The following commentary is by Gary Thompson, an attorney in Akin Gump’s DC office.

On Tuesday, the Court sent a pending case dealing with qui tam actions under the federal False Claims Act (“FCA”) to the Solicitor General’s office for its views on the matter. At issue in the case, No. 06-1269, United States ex rel. Bly-Magee v. Premo, 06-1269, is whether the jurisdictional bar on qui tam actions based on “the public disclosure of allegations or transactions…in a congressional, administrative, or [GAO] report, hearing, audit, or investigation” encompasses disclosures by state and local governments or refers to disclosures only by the federal government.

The FCA is the federal government’s primary weapon to combat alleged fraud. Under the law, the federal government and private citizens (known as qui tam relators or whistleblowers) can file actions for treble damages and substantial civil penalties against any person alleged to have knowingly submitted false or fraudulent claims upon the government. Relators are entitled to receive up to thirty percent of the government’s recovery if the case is successful. However, the FCA also contains a specific jurisdictional bar designed to prevent whistleblowers from bringing qui tam actions based upon information already in the public domain unless they are an “original source,” — i.e., they have direct knowledge of the alleged fraud and voluntarily provide the information to the government prior to filing suit.

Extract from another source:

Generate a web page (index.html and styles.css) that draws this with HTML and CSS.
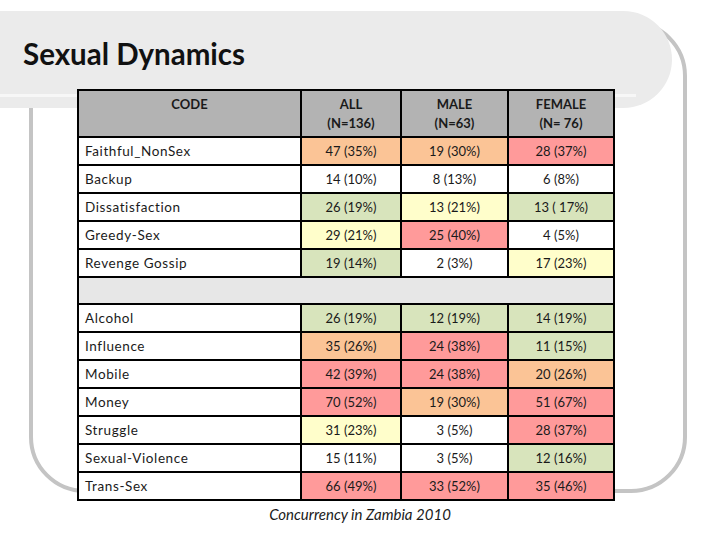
FILE: index.html
```html
<!DOCTYPE html>
<html>
<head>
<meta charset="utf-8">
<link rel="stylesheet" href="styles.css">
</head>
<body>
<div class="slide">
  <div class="frame"></div>
  <div class="banner"><div class="banner-line"></div></div>
  <h1 class="title">Sexual Dynamics</h1>
  <table class="grid">
    <colgroup>
      <col class="c-code"><col class="c-all"><col class="c-male"><col class="c-female">
    </colgroup>
    <thead>
      <tr>
        <th>CODE</th>
        <th>ALL<br>(N=136)</th>
        <th>MALE<br>(N=63)</th>
        <th>FEMALE<br>(N= 76)</th>
      </tr>
    </thead>
    <tbody>
      <tr><td class="code">Faithful_NonSex</td><td class="or">47 (35%)</td><td class="or">19 (30%)</td><td class="rd">28 (37%)</td></tr>
      <tr><td class="code">Backup</td><td>14 (10%)</td><td>8 (13%)</td><td>6 (8%)</td></tr>
      <tr><td class="code">Dissatisfaction</td><td class="gr">26 (19%)</td><td class="ye">13 (21%)</td><td class="gr">13 ( 17%)</td></tr>
      <tr><td class="code">Greedy-Sex</td><td class="ye">29 (21%)</td><td class="rd">25 (40%)</td><td>4 (5%)</td></tr>
      <tr><td class="code">Revenge Gossip</td><td class="gr">19 (14%)</td><td>2 (3%)</td><td class="ye">17 (23%)</td></tr>
      <tr class="spacer"><td colspan="4"></td></tr>
      <tr><td class="code">Alcohol</td><td class="gr">26 (19%)</td><td class="gr">12 (19%)</td><td class="gr">14 (19%)</td></tr>
      <tr><td class="code">Influence</td><td class="or">35 (26%)</td><td class="rd">24 (38%)</td><td class="gr">11 (15%)</td></tr>
      <tr><td class="code">Mobile</td><td class="rd">42 (39%)</td><td class="rd">24 (38%)</td><td class="or">20 (26%)</td></tr>
      <tr><td class="code">Money</td><td class="rd">70 (52%)</td><td class="or">19 (30%)</td><td class="rd">51 (67%)</td></tr>
      <tr><td class="code">Struggle</td><td class="ye">31 (23%)</td><td>3 (5%)</td><td class="rd">28 (37%)</td></tr>
      <tr><td class="code">Sexual-Violence</td><td>15 (11%)</td><td>3 (5%)</td><td class="gr">12 (16%)</td></tr>
      <tr><td class="code">Trans-Sex</td><td class="rd">66 (49%)</td><td class="rd">33 (52%)</td><td class="rd">35 (46%)</td></tr>
    </tbody>
  </table>
  <p class="caption">Concurrency in Zambia 2010</p>
</div>
</body>
</html>
```
FILE: styles.css
```css
html, body {
  margin: 0;
  padding: 0;
  background: #ffffff;
}

.slide {
  position: relative;
  width: 720px;
  height: 540px;
  overflow: hidden;
  background: #ffffff;
  font-family: Lato, "Open Sans", sans-serif;
  color: #1a1a1a;
}

.frame {
  position: absolute;
  left: 29px;
  top: 20px;
  width: 650px;
  height: 465px;
  border: 4px solid #c4c4c4;
  border-radius: 56px;
}

.banner {
  position: absolute;
  left: -60px;
  top: 11px;
  width: 732px;
  height: 97px;
  background: #ebebeb;
  border-radius: 0 50px 50px 0;
}

.banner-line {
  position: absolute;
  left: 0;
  top: 83px;
  width: 696px;
  height: 3px;
  background: #f7f7f7;
}

.title {
  position: relative;
  margin: 0;
  padding: 37px 0 0 23px;
  height: 52px;
  font-size: 29.5px;
  line-height: 34px;
  font-weight: 700;
  color: #111111;
}

.grid {
  position: relative;
  margin-left: 77px;
  border-collapse: collapse;
  table-layout: fixed;
  width: 538px;
  font-size: 13px;
}

.c-code { width: 223px; }
.c-all { width: 100px; }
.c-male { width: 107px; }
.c-female { width: 106px; }

.grid th, .grid td {
  border: 2px solid #000000;
  padding: 0;
}

.grid th {
  background: #b3b3b3;
  height: 41px;
  vertical-align: top;
  padding-top: 4px;
  font-weight: 700;
  line-height: 19px;
  text-align: center;
  color: #1a1a1a;
}

.grid td {
  height: 26px;
  text-align: center;
  vertical-align: middle;
  background: #ffffff;
  font-size: 13px;
}

.grid td.code {
  text-align: left;
  padding-left: 6px;
  font-size: 13.5px;
  letter-spacing: 0.6px;
}

.grid .spacer td {
  background: #e7e7e7;
  height: 25px;
}

.grid td.or { background: #fbc496; }
.grid td.rd { background: #ff9a9a; }
.grid td.gr { background: #d8e4bc; }
.grid td.ye { background: #fffecb; }

.caption {
  margin: 4px 0 0 0;
  text-align: center;
  font-style: italic;
  font-size: 15px;
  color: #1a1a1a;
}
```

With the Court having recently considered the proper application of the FCA’s jurisdictional public disclosure bar with respect to the “original source” requirement in No. 05-1272, Rockwell Int’l v. United States, a cert. grant in Premo would bring further clarification to the exact scope of the public disclosure bar, which has perhaps been the most litigated aspect of the FCA since its amendment in 1986.

The case involves a qui tam action brought by Charlotte Bly-Magee, the former executive director of a Southern California disabilities provider, who alleged that over a five-year period ending in 2000 the California Department of Rehabilitation (“CDR”) and its employees defrauded the federal government by causing it to pay inflated rates for services and to purchase duplicate services. Significantly, the California State Auditor in 2000 issued a report containing findings similar to Bly-Magee’s allegations. After the district court dismissed the suit on public disclosure grounds, the Ninth Circuit upheld the dismissal, holding that a state audit report qualifies as a “public disclosure” for purposes of the jurisdictional bar.

The Eighth and Eleventh Circuits have also held that the enumerated means under the bar encompass state and local government sources of information. The Third Circuit, however, has expressly held that “administrative . . . reports, hearings, audits or investigations” include only federal sources of information; state audit reports are not encompassed by the jurisdictional bar.

Magee’s petition urges the Court to grant certiorari to resolve the clear split within the circuits and adopt the Third Circuit rule. Notably, the Department of Justice – which has authority over the FCA – has on at least one occasion submitted a supporting brief arguing in favor of the Third Circuit rule.

There is no deadline for the Solicitor General to file his brief. However, if past practice is any guide, the brief will likely be filed by the end of the year so that, if the case is granted, the Court could set the case for argument during OT2007.